▶ [Information provided]
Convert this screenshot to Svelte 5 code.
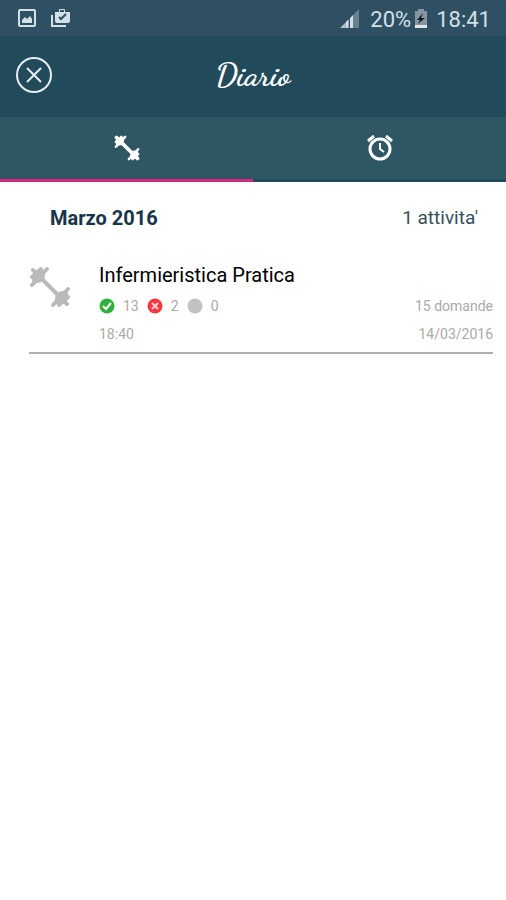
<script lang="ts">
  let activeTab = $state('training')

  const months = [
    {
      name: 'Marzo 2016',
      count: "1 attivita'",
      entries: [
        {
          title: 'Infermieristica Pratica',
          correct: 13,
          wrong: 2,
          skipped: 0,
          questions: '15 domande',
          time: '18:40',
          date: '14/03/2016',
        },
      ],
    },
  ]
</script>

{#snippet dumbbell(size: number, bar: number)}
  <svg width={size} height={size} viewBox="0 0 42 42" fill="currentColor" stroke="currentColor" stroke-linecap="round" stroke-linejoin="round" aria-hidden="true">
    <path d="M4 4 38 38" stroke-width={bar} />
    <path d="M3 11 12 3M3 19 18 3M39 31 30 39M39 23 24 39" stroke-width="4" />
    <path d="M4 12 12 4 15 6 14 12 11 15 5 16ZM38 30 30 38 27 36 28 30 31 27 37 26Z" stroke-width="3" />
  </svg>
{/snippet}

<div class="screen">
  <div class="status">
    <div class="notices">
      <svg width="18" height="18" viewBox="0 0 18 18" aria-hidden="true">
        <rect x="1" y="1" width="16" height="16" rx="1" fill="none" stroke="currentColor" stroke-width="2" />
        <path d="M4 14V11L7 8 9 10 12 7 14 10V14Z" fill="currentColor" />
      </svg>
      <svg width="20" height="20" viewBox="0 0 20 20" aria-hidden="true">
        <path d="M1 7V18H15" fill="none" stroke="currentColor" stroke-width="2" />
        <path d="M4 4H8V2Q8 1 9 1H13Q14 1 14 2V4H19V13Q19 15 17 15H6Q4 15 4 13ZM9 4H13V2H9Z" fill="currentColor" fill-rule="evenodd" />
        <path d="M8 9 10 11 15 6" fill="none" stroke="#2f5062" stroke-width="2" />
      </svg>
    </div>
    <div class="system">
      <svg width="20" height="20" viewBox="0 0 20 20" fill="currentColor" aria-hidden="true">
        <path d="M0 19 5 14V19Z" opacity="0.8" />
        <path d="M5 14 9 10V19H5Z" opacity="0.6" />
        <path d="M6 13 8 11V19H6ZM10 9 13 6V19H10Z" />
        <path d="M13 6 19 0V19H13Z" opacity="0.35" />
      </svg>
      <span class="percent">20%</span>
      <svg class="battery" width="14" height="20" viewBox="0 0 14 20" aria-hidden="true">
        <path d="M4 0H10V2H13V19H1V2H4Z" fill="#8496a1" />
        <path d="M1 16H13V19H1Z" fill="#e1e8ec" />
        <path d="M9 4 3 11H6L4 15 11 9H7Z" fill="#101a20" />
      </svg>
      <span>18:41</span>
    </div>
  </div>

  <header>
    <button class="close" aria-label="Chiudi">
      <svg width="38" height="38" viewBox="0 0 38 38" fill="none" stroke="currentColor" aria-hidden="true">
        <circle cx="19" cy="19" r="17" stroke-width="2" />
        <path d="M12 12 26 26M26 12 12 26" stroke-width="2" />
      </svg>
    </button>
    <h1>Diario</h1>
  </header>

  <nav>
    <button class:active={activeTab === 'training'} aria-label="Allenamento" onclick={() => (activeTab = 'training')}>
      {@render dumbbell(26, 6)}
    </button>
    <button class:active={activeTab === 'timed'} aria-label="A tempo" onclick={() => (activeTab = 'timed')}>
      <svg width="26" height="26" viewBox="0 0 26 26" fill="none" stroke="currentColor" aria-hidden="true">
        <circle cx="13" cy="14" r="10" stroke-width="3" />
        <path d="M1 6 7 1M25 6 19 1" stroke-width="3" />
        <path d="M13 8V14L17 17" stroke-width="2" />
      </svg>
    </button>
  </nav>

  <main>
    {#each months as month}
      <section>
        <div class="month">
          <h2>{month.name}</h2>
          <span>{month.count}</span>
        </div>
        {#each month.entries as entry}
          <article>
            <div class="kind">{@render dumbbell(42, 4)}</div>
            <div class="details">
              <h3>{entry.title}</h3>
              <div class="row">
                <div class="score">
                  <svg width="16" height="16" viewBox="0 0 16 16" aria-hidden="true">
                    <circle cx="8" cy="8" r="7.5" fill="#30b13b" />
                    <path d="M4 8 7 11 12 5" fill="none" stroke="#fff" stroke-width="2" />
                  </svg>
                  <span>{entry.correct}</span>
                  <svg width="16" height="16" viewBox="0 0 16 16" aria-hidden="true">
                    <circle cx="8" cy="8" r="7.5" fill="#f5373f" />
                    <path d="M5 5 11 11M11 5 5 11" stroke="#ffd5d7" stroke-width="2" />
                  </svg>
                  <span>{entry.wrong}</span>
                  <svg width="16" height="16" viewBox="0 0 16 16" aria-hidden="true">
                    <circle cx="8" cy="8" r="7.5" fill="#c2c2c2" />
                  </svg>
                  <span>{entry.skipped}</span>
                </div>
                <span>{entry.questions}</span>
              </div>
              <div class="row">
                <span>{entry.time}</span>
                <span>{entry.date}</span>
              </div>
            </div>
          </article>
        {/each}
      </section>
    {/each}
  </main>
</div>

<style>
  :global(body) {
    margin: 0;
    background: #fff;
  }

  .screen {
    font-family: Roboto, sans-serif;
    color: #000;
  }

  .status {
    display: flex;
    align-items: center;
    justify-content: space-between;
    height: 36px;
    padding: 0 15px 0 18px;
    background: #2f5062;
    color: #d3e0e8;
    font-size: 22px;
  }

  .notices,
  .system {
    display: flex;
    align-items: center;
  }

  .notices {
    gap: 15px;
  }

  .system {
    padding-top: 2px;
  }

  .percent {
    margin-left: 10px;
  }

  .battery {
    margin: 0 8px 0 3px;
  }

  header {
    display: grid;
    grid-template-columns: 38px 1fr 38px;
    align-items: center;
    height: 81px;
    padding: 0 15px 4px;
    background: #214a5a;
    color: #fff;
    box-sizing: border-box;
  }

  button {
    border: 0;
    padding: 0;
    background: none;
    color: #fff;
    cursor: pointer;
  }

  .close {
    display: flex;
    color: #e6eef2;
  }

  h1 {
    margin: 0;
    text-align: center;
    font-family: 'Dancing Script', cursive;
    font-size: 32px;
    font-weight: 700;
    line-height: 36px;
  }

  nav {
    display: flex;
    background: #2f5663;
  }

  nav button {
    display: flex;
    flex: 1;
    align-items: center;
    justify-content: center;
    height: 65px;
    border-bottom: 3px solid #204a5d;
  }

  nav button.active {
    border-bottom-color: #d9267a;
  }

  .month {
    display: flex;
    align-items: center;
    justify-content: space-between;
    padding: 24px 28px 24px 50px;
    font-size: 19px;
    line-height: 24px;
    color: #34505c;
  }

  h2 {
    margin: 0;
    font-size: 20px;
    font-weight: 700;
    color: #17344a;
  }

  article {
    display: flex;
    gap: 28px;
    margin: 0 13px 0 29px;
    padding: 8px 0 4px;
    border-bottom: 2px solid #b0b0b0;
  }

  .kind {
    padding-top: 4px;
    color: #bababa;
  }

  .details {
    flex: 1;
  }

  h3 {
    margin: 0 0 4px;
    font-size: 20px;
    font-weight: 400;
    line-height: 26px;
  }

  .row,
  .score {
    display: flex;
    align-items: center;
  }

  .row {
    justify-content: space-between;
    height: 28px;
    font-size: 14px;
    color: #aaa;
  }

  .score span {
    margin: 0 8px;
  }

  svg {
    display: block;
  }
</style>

▶ [Short problem]
Reproduce the data word for word, excluding its pictures.

▶ [Solution to the problem]
Convert this screenshot to Svelte 5 code.
<script lang="ts">
  let activeTab = $state('training')

  const months = [
    {
      name: 'Marzo 2016',
      count: "1 attivita'",
      entries: [
        {
          title: 'Infermieristica Pratica',
          correct: 13,
          wrong: 2,
          skipped: 0,
          questions: '15 domande',
          time: '18:40',
          date: '14/03/2016',
        },
      ],
    },
  ]
</script>

{#snippet dumbbell(size: number, bar: number)}
  <svg width={size} height={size} viewBox="0 0 42 42" fill="currentColor" stroke="currentColor" stroke-linecap="round" stroke-linejoin="round" aria-hidden="true">
    <path d="M4 4 38 38" stroke-width={bar} />
    <path d="M3 11 12 3M3 19 18 3M39 31 30 39M39 23 24 39" stroke-width="4" />
    <path d="M4 12 12 4 15 6 14 12 11 15 5 16ZM38 30 30 38 27 36 28 30 31 27 37 26Z" stroke-width="3" />
  </svg>
{/snippet}

<div class="screen">
  <div class="status">
    <div class="notices">
      <svg width="18" height="18" viewBox="0 0 18 18" aria-hidden="true">
        <rect x="1" y="1" width="16" height="16" rx="1" fill="none" stroke="currentColor" stroke-width="2" />
        <path d="M4 14V11L7 8 9 10 12 7 14 10V14Z" fill="currentColor" />
      </svg>
      <svg width="20" height="20" viewBox="0 0 20 20" aria-hidden="true">
        <path d="M1 7V18H15" fill="none" stroke="currentColor" stroke-width="2" />
        <path d="M4 4H8V2Q8 1 9 1H13Q14 1 14 2V4H19V13Q19 15 17 15H6Q4 15 4 13ZM9 4H13V2H9Z" fill="currentColor" fill-rule="evenodd" />
        <path d="M8 9 10 11 15 6" fill="none" stroke="#2f5062" stroke-width="2" />
      </svg>
    </div>
    <div class="system">
      <svg width="20" height="20" viewBox="0 0 20 20" fill="currentColor" aria-hidden="true">
        <path d="M0 19 5 14V19Z" opacity="0.8" />
        <path d="M5 14 9 10V19H5Z" opacity="0.6" />
        <path d="M6 13 8 11V19H6ZM10 9 13 6V19H10Z" />
        <path d="M13 6 19 0V19H13Z" opacity="0.35" />
      </svg>
      <span class="percent">20%</span>
      <svg class="battery" width="14" height="20" viewBox="0 0 14 20" aria-hidden="true">
        <path d="M4 0H10V2H13V19H1V2H4Z" fill="#8496a1" />
        <path d="M1 16H13V19H1Z" fill="#e1e8ec" />
        <path d="M9 4 3 11H6L4 15 11 9H7Z" fill="#101a20" />
      </svg>
      <span>18:41</span>
    </div>
  </div>

  <header>
    <button class="close" aria-label="Chiudi">
      <svg width="38" height="38" viewBox="0 0 38 38" fill="none" stroke="currentColor" aria-hidden="true">
        <circle cx="19" cy="19" r="17" stroke-width="2" />
        <path d="M12 12 26 26M26 12 12 26" stroke-width="2" />
      </svg>
    </button>
    <h1>Diario</h1>
  </header>

  <nav>
    <button class:active={activeTab === 'training'} aria-label="Allenamento" onclick={() => (activeTab = 'training')}>
      {@render dumbbell(26, 6)}
    </button>
    <button class:active={activeTab === 'timed'} aria-label="A tempo" onclick={() => (activeTab = 'timed')}>
      <svg width="26" height="26" viewBox="0 0 26 26" fill="none" stroke="currentColor" aria-hidden="true">
        <circle cx="13" cy="14" r="10" stroke-width="3" />
        <path d="M1 6 7 1M25 6 19 1" stroke-width="3" />
        <path d="M13 8V14L17 17" stroke-width="2" />
      </svg>
    </button>
  </nav>

  <main>
    {#each months as month}
      <section>
        <div class="month">
          <h2>{month.name}</h2>
          <span>{month.count}</span>
        </div>
        {#each month.entries as entry}
          <article>
            <div class="kind">{@render dumbbell(42, 4)}</div>
            <div class="details">
              <h3>{entry.title}</h3>
              <div class="row">
                <div class="score">
                  <svg width="16" height="16" viewBox="0 0 16 16" aria-hidden="true">
                    <circle cx="8" cy="8" r="7.5" fill="#30b13b" />
                    <path d="M4 8 7 11 12 5" fill="none" stroke="#fff" stroke-width="2" />
                  </svg>
                  <span>{entry.correct}</span>
                  <svg width="16" height="16" viewBox="0 0 16 16" aria-hidden="true">
                    <circle cx="8" cy="8" r="7.5" fill="#f5373f" />
                    <path d="M5 5 11 11M11 5 5 11" stroke="#ffd5d7" stroke-width="2" />
                  </svg>
                  <span>{entry.wrong}</span>
                  <svg width="16" height="16" viewBox="0 0 16 16" aria-hidden="true">
                    <circle cx="8" cy="8" r="7.5" fill="#c2c2c2" />
                  </svg>
                  <span>{entry.skipped}</span>
                </div>
                <span>{entry.questions}</span>
              </div>
              <div class="row">
                <span>{entry.time}</span>
                <span>{entry.date}</span>
              </div>
            </div>
          </article>
        {/each}
      </section>
    {/each}
  </main>
</div>

<style>
  :global(body) {
    margin: 0;
    background: #fff;
  }

  .screen {
    font-family: Roboto, sans-serif;
    color: #000;
  }

  .status {
    display: flex;
    align-items: center;
    justify-content: space-between;
    height: 36px;
    padding: 0 15px 0 18px;
    background: #2f5062;
    color: #d3e0e8;
    font-size: 22px;
  }

  .notices,
  .system {
    display: flex;
    align-items: center;
  }

  .notices {
    gap: 15px;
  }

  .system {
    padding-top: 2px;
  }

  .percent {
    margin-left: 10px;
  }

  .battery {
    margin: 0 8px 0 3px;
  }

  header {
    display: grid;
    grid-template-columns: 38px 1fr 38px;
    align-items: center;
    height: 81px;
    padding: 0 15px 4px;
    background: #214a5a;
    color: #fff;
    box-sizing: border-box;
  }

  button {
    border: 0;
    padding: 0;
    background: none;
    color: #fff;
    cursor: pointer;
  }

  .close {
    display: flex;
    color: #e6eef2;
  }

  h1 {
    margin: 0;
    text-align: center;
    font-family: 'Dancing Script', cursive;
    font-size: 32px;
    font-weight: 700;
    line-height: 36px;
  }

  nav {
    display: flex;
    background: #2f5663;
  }

  nav button {
    display: flex;
    flex: 1;
    align-items: center;
    justify-content: center;
    height: 65px;
    border-bottom: 3px solid #204a5d;
  }

  nav button.active {
    border-bottom-color: #d9267a;
  }

  .month {
    display: flex;
    align-items: center;
    justify-content: space-between;
    padding: 24px 28px 24px 50px;
    font-size: 19px;
    line-height: 24px;
    color: #34505c;
  }

  h2 {
    margin: 0;
    font-size: 20px;
    font-weight: 700;
    color: #17344a;
  }

  article {
    display: flex;
    gap: 28px;
    margin: 0 13px 0 29px;
    padding: 8px 0 4px;
    border-bottom: 2px solid #b0b0b0;
  }

  .kind {
    padding-top: 4px;
    color: #bababa;
  }

  .details {
    flex: 1;
  }

  h3 {
    margin: 0 0 4px;
    font-size: 20px;
    font-weight: 400;
    line-height: 26px;
  }

  .row,
  .score {
    display: flex;
    align-items: center;
  }

  .row {
    justify-content: space-between;
    height: 28px;
    font-size: 14px;
    color: #aaa;
  }

  .score span {
    margin: 0 8px;
  }

  svg {
    display: block;
  }
</style>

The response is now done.